Unaudited Pro Forma Financial Results
The following table presents supplemental unaudited pro forma information as if the acquisition of Agila had occurred on January 1, 2012. The unaudited pro forma results reflect certain adjustments related to past operating performance and acquisition accounting adjustments, such as increased amortization expense based on the fair valuation of assets acquired, the impact of acquisition financing, transaction costs and the related income tax effects. The unaudited pro forma results do not include any anticipated synergies which may be achievable subsequent to the acquisition date. Accordingly, the unaudited pro forma results are not necessarily indicative of the results that actually would have occurred had the acquisition been completed on January 1, 2012, nor are they indicative of the future operating results of the combined company.

 
Year Ended December 31,
 
2013
 
2012
(In millions, except per share amounts)
(Unaudited)
Total revenues
$
7,109

 
$
7,036

Net earnings attributable to Mylan Inc. common shareholders
$
443

 
$
530

Earnings per common share attributable to Mylan Inc. common shareholders
 
 
 
Basic
$
1.16

 
$
1.28

Diluted
$
1.12

 
$
1.26

Weighted average common shares outstanding:
 
 
 
Basic
383,327

 
415,210

Diluted
394,454

 
420,236



Respiratory Delivery Platform
On December 23, 2011, Mylan completed its acquisition of the exclusive worldwide rights to develop, manufacture and commercialize a generic equivalent to GlaxoSmithKline’s Advair® Diskus and Seretide® Diskus incorporating Pfizer Inc.’s proprietary dry powder inhaler delivery platform (“respiratory delivery platform”). As part of the agreement, Mylan will fund the remaining development and capital requirements as well as make certain potential development and commercial milestone payments as the products are brought to market. In accordance with GAAP, the Company accounted for this transaction as a purchase of a business and utilized the purchase method of accounting. Under the purchase method of accounting, the assets acquired and liabilities assumed in the transaction were recorded at the date of acquisition at the estimate of their respective fair values.

The total purchase consideration was $348 million. This amount consisted of an initial cash payment of $22 million, approximately $4 million in assumed liabilities, and $322 million of contingent consideration. Pfizer is eligible to receive milestone payments, which are contingent upon the future product development achievements including regulatory approvals, market launches, sales targets and profitability. The $322 million of contingent consideration at the acquisition date represented the net present value of expected milestone and profit sharing payments. The purchase price allocation, including the valuation of the contingent payment elements of the purchase price, resulted in IPR&D of $338 million, fixed assets of $8 million and goodwill of $2 million.

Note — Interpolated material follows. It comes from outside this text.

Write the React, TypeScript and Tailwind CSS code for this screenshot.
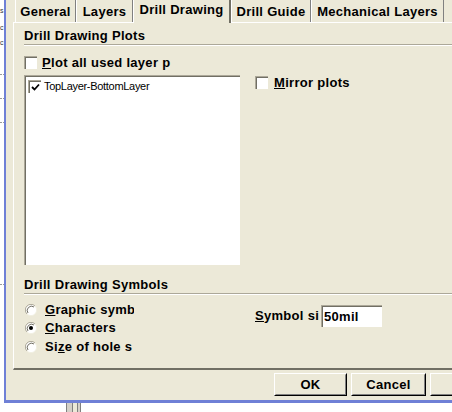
import React from 'react';

const FACE = 'bg-[#ece9d8]';

function Check({ checked = false }: { checked?: boolean }) {
  return (
    <div className="w-[13px] h-[13px] shrink-0 border-t border-l border-[#aca899] border-b-white border-r-white">
      <div className="w-full h-full border-t border-l border-[#716f64] border-b-[#f1efe2] border-r-[#f1efe2] bg-white flex items-center justify-center">
        {checked && (
          <svg width="9" height="9" viewBox="0 0 9 9">
            <path d="M1 4 L3.5 6.5 L8 1.5" stroke="#000" strokeWidth="1.8" fill="none" />
          </svg>
        )}
      </div>
    </div>
  );
}

function Radio({ checked = false }: { checked?: boolean }) {
  return (
    <svg width="12" height="12" viewBox="0 0 12 12" className="shrink-0">
      <circle cx="6" cy="6" r="5.5" fill="#fff" />
      <path d="M10 2 A5.5 5.5 0 0 0 2 10" stroke="#aca899" strokeWidth="1" fill="none" />
      <path d="M9 3 A4.3 4.3 0 0 0 3 9" stroke="#716f64" strokeWidth="1" fill="none" />
      <path d="M2 10 A5.5 5.5 0 0 0 10 2" stroke="#f1efe2" strokeWidth="1" fill="none" />
      {checked && <circle cx="6" cy="6" r="2" fill="#000" />}
    </svg>
  );
}

function GroupHeader({ label }: { label: string }) {
  return (
    <div>
      <div className="h-[17px] leading-[17px] font-bold">{label}</div>
      <div className="h-px bg-[#aca899]" />
      <div className="h-px bg-white" />
    </div>
  );
}

function Tab({ label, w, active = false }: { label: string; w: string; active?: boolean }) {
  if (active) {
    return (
      <div className={`${w} h-[23px] relative z-10 ${FACE} border-l border-white border-r-2 border-r-[#716f64] flex justify-center pt-[2px] leading-[16px] font-bold`}>
        {label}
      </div>
    );
  }
  return (
    <div className={`${w} h-[22px] ${FACE} border-l border-white border-r border-r-[#808080] flex justify-center pt-[4px] leading-[16px] font-bold`}>
      {label}
    </div>
  );
}

function Button({ label, w }: { label: string; w: string }) {
  return (
    <div className={`${w} h-[23px] border border-black border-t-white border-l-white`}>
      <div className={`w-full h-full border border-transparent border-b-[#808080] border-r-[#808080] ${FACE} flex items-center justify-center font-bold`}>
        {label}
      </div>
    </div>
  );
}

export default function App() {
  return (
    <div
      className="w-[452px] h-[412px] overflow-hidden bg-white text-[13px] tracking-[0.3px] text-black"
      style={{ fontFamily: '"Liberation Sans", Arial, sans-serif' }}
    >
      <div className="h-[403px] flex">
        {/* desktop strip behind the dialog */}
        <div className="w-[4px] shrink-0 bg-white overflow-hidden text-[7px] leading-[8px] tracking-normal text-[#333]">
          <div className="h-[7px]" />
          <div className="h-[8px]">s</div>
          <div className="h-[9px]" />
          <div className="h-[8px]">c</div>
          <div className="h-[7px]" />
          <div className="h-[8px]">c</div>
          <div className="h-[27px]" />
          <div className="h-[24px] border-t border-dotted border-[#999]" />
          <div className="h-[24px] border-t border-dotted border-[#999]" />
          <div className="h-[24px] border-t border-dotted border-[#999]" />
          <div className="h-[138px]" />
          <div className="h-[24px] border-t border-dotted border-[#999]" />
        </div>

        {/* dialog */}
        <div className={`flex-1 ${FACE} border-l-2 border-b-[3px] border-[#6f80d6]`}>
          {/* tab strip */}
          <div className="h-[22px] flex items-start pl-[9px]">
            <Tab label="General" w="w-[61px]" />
            <Tab label="Layers" w="w-[57px]" />
            <Tab label="Drill Drawing" w="w-[98px]" active />
            <Tab label="Drill Guide" w="w-[80px]" />
            <Tab label="Mechanical Layers" w="w-[133px]" />
          </div>

          {/* tab page */}
          <div className="ml-[7px] w-[460px] h-[348px] border-t border-l border-white border-b-2 border-b-[#716f64] pl-[10px] pt-[4px]">
            <GroupHeader label="Drill Drawing Plots" />

            <div className="mt-[10px] h-[13px] flex items-center">
              <Check />
              <span className="ml-[5px] font-bold">
                <span className="underline">P</span>lot all used layer p
              </span>
            </div>

            <div className="mt-[6px] flex items-start">
              <div className="w-[216px] h-[190px] border-t border-l border-[#aca899] border-b-white border-r-white">
                <div className="w-full h-full border-t border-l border-[#716f64] border-b-[#f1efe2] border-r-[#f1efe2] bg-white pl-[2px] pt-[2px]">
                  <div className="h-[14px] flex items-center">
                    <Check checked />
                    <span className="ml-[3px] text-[11px] tracking-[-0.3px]">TopLayer-BottomLayer</span>
                  </div>
                </div>
              </div>
              <div className="ml-[15px] mt-[1px] h-[13px] flex items-center">
                <Check />
                <span className="ml-[6px] font-bold">
                  <span className="underline">M</span>irror plots
                </span>
              </div>
            </div>

            <div className="mt-[11px]">
              <GroupHeader label="Drill Drawing Symbols" />
            </div>

            <div className="mt-[6px] flex items-start">
              <div className="w-[231px] pl-[1px]">
                <div className="h-[18px] flex items-center">
                  <Radio />
                  <span className="ml-[8px] w-[89px] overflow-hidden whitespace-nowrap font-bold">
                    <span className="underline">G</span>raphic symb
                  </span>
                </div>
                <div className="h-[18px] flex items-center">
                  <Radio checked />
                  <span className="ml-[8px] w-[89px] overflow-hidden whitespace-nowrap font-bold">
                    <span className="underline">C</span>haracters
                  </span>
                </div>
                <div className="h-[19px] flex items-center">
                  <Radio />
                  <span className="ml-[8px] w-[89px] overflow-hidden whitespace-nowrap font-bold">
                    Si<span className="underline">z</span>e of hole s
                  </span>
                </div>
              </div>
              <div className="mt-[4px] flex items-center">
                <span className="w-[66px] overflow-hidden whitespace-nowrap font-bold">
                  <span className="underline">S</span>ymbol si
                </span>
                <div className="w-[61px] h-[22px] border-t border-l border-[#aca899] border-b-white border-r-white">
                  <div className="w-full h-full border-t border-l border-[#716f64] border-b-[#f1efe2] border-r-[#f1efe2] bg-white pl-[1px] flex items-center font-bold">
                    50mil
                  </div>
                </div>
              </div>
            </div>
          </div>

          {/* buttons */}
          <div className="mt-[3px] pl-[268px] flex gap-[4px]">
            <Button label="OK" w="w-[73px]" />
            <Button label="Cancel" w="w-[75px]" />
            <Button label="" w="w-[75px]" />
          </div>
        </div>
      </div>

      {/* below the dialog */}
      <div className="h-[9px] flex">
        <div className="ml-[66px] w-px bg-[#808080]" />
        <div className="w-[5px] bg-[#d4d0c8]" />
        <div className="w-px bg-[#808080]" />
        <div className="w-[4px] bg-[#ece9d8]" />
        <div className="w-px bg-[#808080]" />
        <div className="w-[2px] bg-[#d4d0c8]" />
        <div className="w-px bg-[#808080]" />
      </div>
    </div>
  );
}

The amount allocated to acquired IPR&D represented an estimate of the fair value of purchased in-process technology that, as of the closing date of the acquisition, had not reached technological feasibility and had no alternative future use. The fair value of IPR&D was based on the excess earnings method, which utilizes forecasts of expected net cash inflows (including estimates for ongoing costs) and other contributory charges. A discount rate of 12.5% was utilized to discount net cash inflows to present values.

The project is in the early stages of development, and the expected costs to complete are estimated to be significant. The project is not expected to begin generating a material benefit to the Company until after 2016. There can be no certainty that these assets ultimately will yield a successful product. Failure to successfully complete this project would have a material impact on the IPR&D assets related to it. Additionally, no assurances can be given that the underlying assumptions used to prepare the discounted cash flow analysis will not change in future periods.

Other Transactions
Beginning in 2013, we established an exclusive long-term strategic collaboration with Pfizer Japan Inc. (“Pfizer Japan”) to develop, manufacture, distribute and market generic drugs in Japan. Under the agreement, both parties operate separate legal entities in Japan and collaborate on current and future generic products, sharing the costs and profits resulting from the collaboration. Mylan Japan’s responsibilities primarily consist of managing operations, including R&D and manufacturing. Pfizer Japan’s responsibilities primarily consist of the commercialization of the combined generics portfolio and managing a combined marketing and sales effort.

During 2013, the Company completed the acquisition of four separate manufacturing operations located in India. The aggregate purchase price was approximately $76 million in cash. As part of the purchase price allocations, goodwill in the aggregate of approximately $20 million was recognized within the Generics segment. The acquisitions did not have a material impact on the Company’s results of operations since the acquisition dates.

During 2011, the Company completed two additional business acquisitions for total purchase consideration of approximately $165 million. The total combined purchase consideration of the two acquisitions included initial cash payments of $59 million and approximately $106 million in assumed liabilities. The preliminary purchase price allocations, including the valuation of the contingent payment elements of the purchase price, resulted in intangible assets of $130 million, IPR&D of $30 million and fixed assets of $5 million. The impact on our results of operations since the acquisition dates was not material.